Toronto Blue Jays – The Jays have improved upon their win totals the past 5 season and are coming off consecutive trips to the American League Championship Series. During the offseason, the Jays revamped the offense with notable reinforcements in switch-hitter Kendrys Morales and outfielder Steve Pearce to better support their returning pitching staff who’ll need a repeat of the dominant performance from a year ago if Toronto wants to make the postseason for the 3rd consecutive season.
Baltimore Orioles – Despite projections to finish in the division cellar nearly every offseason since 2012, the O’s have found a way to defy those odds and stay among the better half of the league in that span. Since finishing dead last in 2011, Baltimore has made the postseason 3 times and hasn’t finished worse than 3rd place in the AL East division. The Os enter 2017 following an 89-73 season that ended with a disappointing 5-2 loss to Toronto in the AL Wildcard round.
2017 should be much of the same old, same old for the Orioles, who are led by a fantastic bullpen and a underrated offense that has been nearly perfect for them the past five seasons. 1B Chris Davis, who’s had a mediocre career, has become a key player for the Baltimore offense and Mark Trumbo has set a career high in home runs since joining Baltimore last season. Expect the Os to be in the thick of things entering October.
New York Yankees- The Yankees are a team of transition, hanging around the .500 mark for the past 4 seasons and 2017 should be no different. New York is working out of their old ways of signing old players and instead developing their own home-grown talent. Guys like Greg Sanchez, who became one of the league’s best young power hitters during his rookie campaign in 2016 with a .299 average, 60 hits, 34 runs and 20 home runs. Greg Bird, Aaron Judge, and Luis Severino are also young prospects who have fit well into what the Yankees are trying to do. New York also acquired minor league shortstop Gleyber Torres from the Chicago Cubs for bullpen pitcher Aroldis Chapman who later resigned with the Yankees five months after they traded him.
The rebuild will continue as New York’s youth develops into a solid unit in 2017. As long as the Yanks finish at or above .500, then the 2017 campaign should be deemed a successful one.

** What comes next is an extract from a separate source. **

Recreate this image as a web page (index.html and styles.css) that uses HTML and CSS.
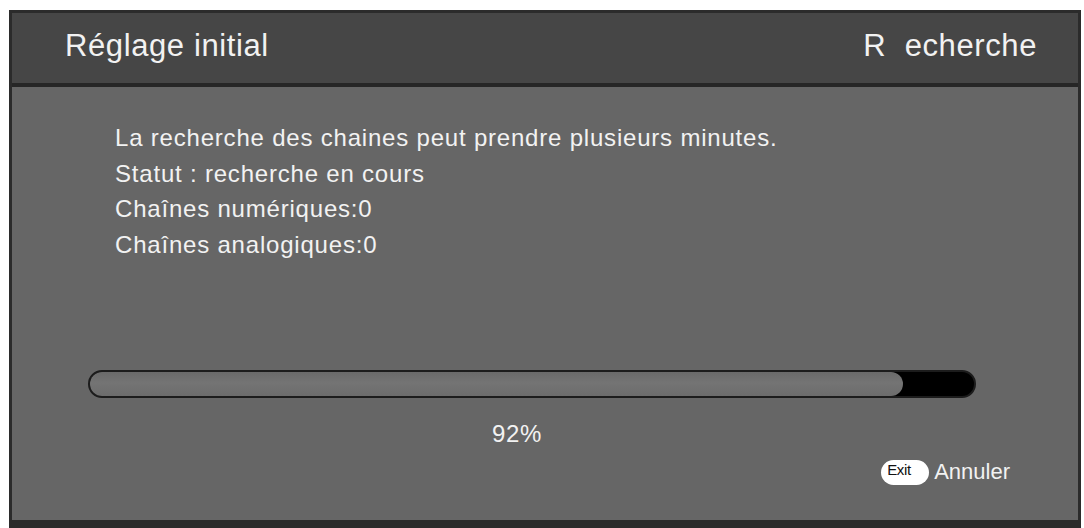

Tampa Bay Rays – 2016 saw the Rays finish with less than 70 wins for the first time since 2007. Looking back at their 68-94 season a year ago, Tampa Bay refrains from the use of the words ‘bad luck’, admitting that anything that could’ve gone wrong, did go wrong. Suffering from the likes of an untalented roster, the Rays consistently found themselves falling behind on the scoreboard thanks to a leaky defense, spotty rotation, a burned out bullpen and poor offensive support. The nightmare continued when Kevin Kiermaier as well as other key players went down due to injury. Needless to say, 2016 was bad and 2017 doesn’t look much brighter as indicated by Tampa Bay President of Baseball Operations Matt Silverman via the Tampa Bay Times, “We don’t and we can’t and we won’t, as people say, ‘go all in’. That means you’re trading away your future.” Tampa Bay made little to no moves during the offseason and some of their best talent is still developing through the farm system. Don’t expect the Rays to compete for at least a few more seasons.